Exactly retype the lines from the one containing "Convert this screenshot" through the one containing "7.200C9.600 7.400 7.800"; both ends count, pictures do not.

» **Records to use**:
---*---
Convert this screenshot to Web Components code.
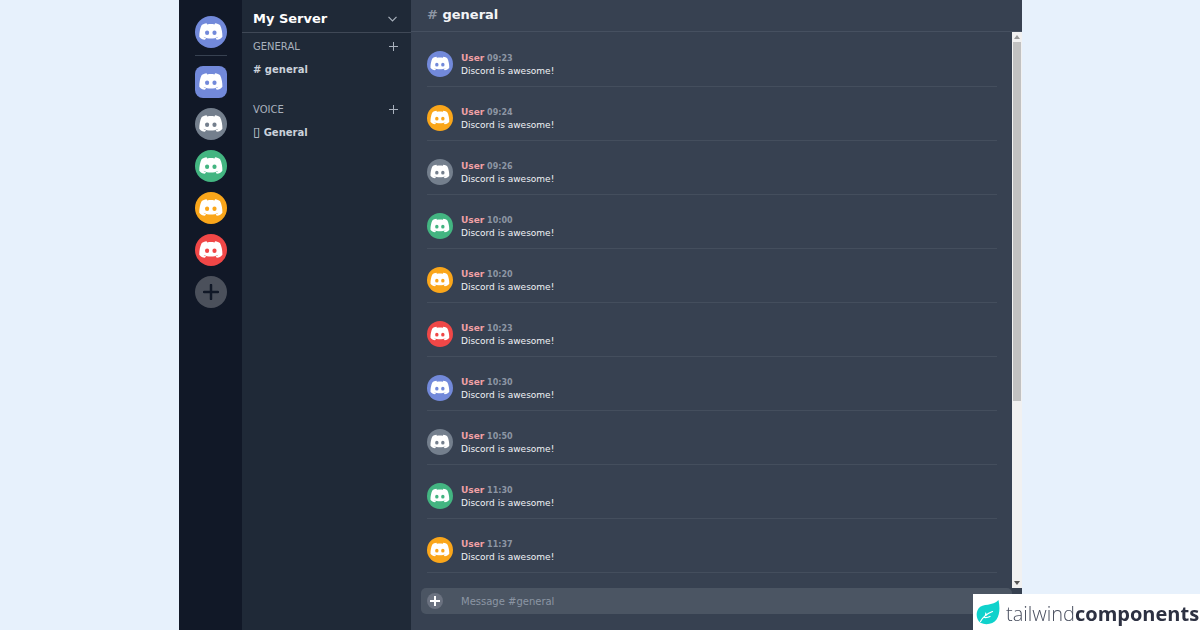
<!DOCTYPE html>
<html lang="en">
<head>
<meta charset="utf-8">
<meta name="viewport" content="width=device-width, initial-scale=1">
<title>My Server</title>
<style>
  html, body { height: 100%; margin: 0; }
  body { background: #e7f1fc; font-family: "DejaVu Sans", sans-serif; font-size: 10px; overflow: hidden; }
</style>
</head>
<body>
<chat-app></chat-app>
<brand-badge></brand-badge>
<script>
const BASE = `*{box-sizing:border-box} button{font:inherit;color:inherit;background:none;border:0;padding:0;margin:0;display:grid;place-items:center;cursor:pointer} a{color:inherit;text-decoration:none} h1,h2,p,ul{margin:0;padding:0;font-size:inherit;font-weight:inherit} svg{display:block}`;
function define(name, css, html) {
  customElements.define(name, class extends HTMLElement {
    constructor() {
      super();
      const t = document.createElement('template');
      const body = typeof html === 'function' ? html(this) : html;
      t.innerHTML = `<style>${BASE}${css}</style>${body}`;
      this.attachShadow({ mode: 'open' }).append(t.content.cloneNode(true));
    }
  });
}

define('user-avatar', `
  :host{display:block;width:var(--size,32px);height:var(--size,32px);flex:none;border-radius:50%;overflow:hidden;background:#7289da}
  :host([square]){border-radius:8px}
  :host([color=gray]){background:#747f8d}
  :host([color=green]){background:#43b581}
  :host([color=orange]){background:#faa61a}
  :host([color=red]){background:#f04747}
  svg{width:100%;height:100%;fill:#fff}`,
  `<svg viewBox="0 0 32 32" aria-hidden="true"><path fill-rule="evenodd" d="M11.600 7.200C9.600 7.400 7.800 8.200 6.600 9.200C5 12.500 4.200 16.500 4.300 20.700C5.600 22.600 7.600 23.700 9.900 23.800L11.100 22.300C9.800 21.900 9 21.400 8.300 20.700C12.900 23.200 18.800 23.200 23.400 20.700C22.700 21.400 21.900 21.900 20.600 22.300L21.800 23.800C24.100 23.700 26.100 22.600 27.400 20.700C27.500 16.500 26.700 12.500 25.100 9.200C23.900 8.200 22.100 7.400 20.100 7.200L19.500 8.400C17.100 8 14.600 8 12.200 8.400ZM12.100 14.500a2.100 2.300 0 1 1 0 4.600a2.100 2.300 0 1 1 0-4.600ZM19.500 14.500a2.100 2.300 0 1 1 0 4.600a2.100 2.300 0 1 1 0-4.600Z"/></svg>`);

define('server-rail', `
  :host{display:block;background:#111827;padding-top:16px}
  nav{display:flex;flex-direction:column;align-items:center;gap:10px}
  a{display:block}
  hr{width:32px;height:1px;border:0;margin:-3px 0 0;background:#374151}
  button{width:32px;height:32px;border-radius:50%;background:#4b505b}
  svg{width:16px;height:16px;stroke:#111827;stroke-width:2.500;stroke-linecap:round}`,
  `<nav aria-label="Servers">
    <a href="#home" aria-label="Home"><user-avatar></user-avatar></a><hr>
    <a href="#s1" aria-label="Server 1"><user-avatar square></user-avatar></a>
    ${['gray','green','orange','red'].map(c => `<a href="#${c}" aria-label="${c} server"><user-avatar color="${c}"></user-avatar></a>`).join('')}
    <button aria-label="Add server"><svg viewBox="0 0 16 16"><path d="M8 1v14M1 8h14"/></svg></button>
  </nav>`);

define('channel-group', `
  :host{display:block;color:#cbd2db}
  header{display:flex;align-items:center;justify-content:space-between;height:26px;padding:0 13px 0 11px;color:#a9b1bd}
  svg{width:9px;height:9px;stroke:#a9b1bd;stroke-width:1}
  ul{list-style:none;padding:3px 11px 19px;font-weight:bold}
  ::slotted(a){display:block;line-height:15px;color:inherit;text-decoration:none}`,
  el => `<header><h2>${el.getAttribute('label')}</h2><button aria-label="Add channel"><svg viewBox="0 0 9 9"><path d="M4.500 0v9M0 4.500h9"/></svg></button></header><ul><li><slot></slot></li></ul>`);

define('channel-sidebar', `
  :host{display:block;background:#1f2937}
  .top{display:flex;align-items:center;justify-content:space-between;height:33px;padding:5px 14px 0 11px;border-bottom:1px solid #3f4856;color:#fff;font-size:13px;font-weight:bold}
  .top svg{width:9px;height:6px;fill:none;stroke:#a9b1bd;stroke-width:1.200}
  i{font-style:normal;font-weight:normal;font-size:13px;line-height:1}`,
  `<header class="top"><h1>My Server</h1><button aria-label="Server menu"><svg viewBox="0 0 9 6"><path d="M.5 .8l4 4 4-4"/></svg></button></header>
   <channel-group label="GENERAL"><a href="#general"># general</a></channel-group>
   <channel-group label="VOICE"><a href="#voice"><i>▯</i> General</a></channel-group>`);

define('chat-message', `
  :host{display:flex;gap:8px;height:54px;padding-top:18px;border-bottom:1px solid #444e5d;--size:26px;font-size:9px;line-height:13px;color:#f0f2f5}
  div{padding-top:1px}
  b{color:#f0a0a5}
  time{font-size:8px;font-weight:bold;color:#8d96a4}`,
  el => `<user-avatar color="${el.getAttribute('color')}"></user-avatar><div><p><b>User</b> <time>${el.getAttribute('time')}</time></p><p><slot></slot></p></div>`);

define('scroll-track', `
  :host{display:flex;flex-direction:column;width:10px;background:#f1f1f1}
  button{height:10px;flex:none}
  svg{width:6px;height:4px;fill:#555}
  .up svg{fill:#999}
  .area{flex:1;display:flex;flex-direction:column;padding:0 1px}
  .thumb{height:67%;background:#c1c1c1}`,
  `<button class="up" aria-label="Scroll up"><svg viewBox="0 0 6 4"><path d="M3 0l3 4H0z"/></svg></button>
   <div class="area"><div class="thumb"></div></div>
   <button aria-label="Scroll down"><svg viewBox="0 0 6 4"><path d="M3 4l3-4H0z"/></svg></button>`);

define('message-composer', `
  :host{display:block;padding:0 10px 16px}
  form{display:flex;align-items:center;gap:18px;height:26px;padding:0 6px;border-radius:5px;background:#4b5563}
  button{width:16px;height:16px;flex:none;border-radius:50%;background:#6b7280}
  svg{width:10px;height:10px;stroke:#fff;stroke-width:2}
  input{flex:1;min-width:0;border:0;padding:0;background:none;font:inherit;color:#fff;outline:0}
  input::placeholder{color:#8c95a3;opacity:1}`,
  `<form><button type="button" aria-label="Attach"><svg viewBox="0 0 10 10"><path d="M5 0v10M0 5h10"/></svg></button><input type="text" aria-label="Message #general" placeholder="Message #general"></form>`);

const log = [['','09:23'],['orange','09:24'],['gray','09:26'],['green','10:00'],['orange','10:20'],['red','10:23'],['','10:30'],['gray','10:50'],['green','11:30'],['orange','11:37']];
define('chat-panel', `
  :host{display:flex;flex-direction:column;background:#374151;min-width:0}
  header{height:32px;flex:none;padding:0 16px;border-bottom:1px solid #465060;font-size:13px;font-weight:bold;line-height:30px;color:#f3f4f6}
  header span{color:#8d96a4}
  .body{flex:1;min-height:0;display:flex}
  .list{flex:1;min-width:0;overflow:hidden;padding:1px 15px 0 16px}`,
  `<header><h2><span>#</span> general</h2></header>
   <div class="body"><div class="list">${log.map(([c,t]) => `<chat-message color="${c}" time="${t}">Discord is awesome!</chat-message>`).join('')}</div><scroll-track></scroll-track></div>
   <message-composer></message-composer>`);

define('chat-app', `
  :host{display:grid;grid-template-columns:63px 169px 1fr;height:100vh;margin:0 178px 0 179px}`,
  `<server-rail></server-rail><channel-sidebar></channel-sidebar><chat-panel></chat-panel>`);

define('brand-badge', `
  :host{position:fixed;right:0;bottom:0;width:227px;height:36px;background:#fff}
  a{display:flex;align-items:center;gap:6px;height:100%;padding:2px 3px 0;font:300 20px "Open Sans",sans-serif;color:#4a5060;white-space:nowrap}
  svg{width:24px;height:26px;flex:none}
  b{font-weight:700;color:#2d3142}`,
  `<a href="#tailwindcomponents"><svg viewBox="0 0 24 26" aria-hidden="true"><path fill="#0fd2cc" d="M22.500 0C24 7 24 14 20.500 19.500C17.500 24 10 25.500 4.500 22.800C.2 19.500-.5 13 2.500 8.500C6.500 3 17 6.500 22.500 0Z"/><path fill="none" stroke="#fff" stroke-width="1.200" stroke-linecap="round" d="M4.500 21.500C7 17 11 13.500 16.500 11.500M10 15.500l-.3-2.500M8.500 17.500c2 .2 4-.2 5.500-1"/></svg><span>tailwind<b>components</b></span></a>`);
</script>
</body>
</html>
---*---
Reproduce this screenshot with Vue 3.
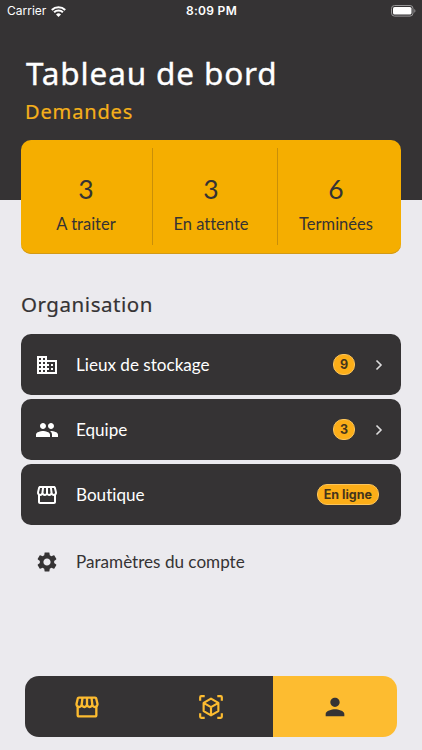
---*---
» **Output of the exercise**:
Convert this screenshot to Web Components code.
<!DOCTYPE html>
<html lang="en">
<head>
<meta charset="utf-8">
<meta name="viewport" content="width=device-width, initial-scale=1">
<title>My Server</title>
<style>
  html, body { height: 100%; margin: 0; }
  body { background: #e7f1fc; font-family: "DejaVu Sans", sans-serif; font-size: 10px; overflow: hidden; }
</style>
</head>
<body>
<chat-app></chat-app>
<brand-badge></brand-badge>
<script>
const BASE = `*{box-sizing:border-box} button{font:inherit;color:inherit;background:none;border:0;padding:0;margin:0;display:grid;place-items:center;cursor:pointer} a{color:inherit;text-decoration:none} h1,h2,p,ul{margin:0;padding:0;font-size:inherit;font-weight:inherit} svg{display:block}`;
function define(name, css, html) {
  customElements.define(name, class extends HTMLElement {
    constructor() {
      super();
      const t = document.createElement('template');
      const body = typeof html === 'function' ? html(this) : html;
      t.innerHTML = `<style>${BASE}${css}</style>${body}`;
      this.attachShadow({ mode: 'open' }).append(t.content.cloneNode(true));
    }
  });
}

define('user-avatar', `
  :host{display:block;width:var(--size,32px);height:var(--size,32px);flex:none;border-radius:50%;overflow:hidden;background:#7289da}
  :host([square]){border-radius:8px}
  :host([color=gray]){background:#747f8d}
  :host([color=green]){background:#43b581}
  :host([color=orange]){background:#faa61a}
  :host([color=red]){background:#f04747}
  svg{width:100%;height:100%;fill:#fff}`,
  `<svg viewBox="0 0 32 32" aria-hidden="true"><path fill-rule="evenodd" d="M11.600 7.200C9.600 7.400 7.800 8.200 6.600 9.200C5 12.500 4.200 16.500 4.300 20.700C5.600 22.600 7.600 23.700 9.900 23.800L11.100 22.300C9.800 21.900 9 21.400 8.300 20.700C12.900 23.200 18.800 23.200 23.400 20.700C22.700 21.400 21.900 21.900 20.600 22.300L21.800 23.800C24.100 23.700 26.100 22.600 27.400 20.700C27.500 16.500 26.700 12.500 25.100 9.200C23.900 8.200 22.100 7.400 20.100 7.200L19.500 8.400C17.100 8 14.600 8 12.200 8.400ZM12.100 14.500a2.100 2.300 0 1 1 0 4.600a2.100 2.300 0 1 1 0-4.600ZM19.500 14.500a2.100 2.300 0 1 1 0 4.600a2.100 2.300 0 1 1 0-4.600Z"/></svg>`);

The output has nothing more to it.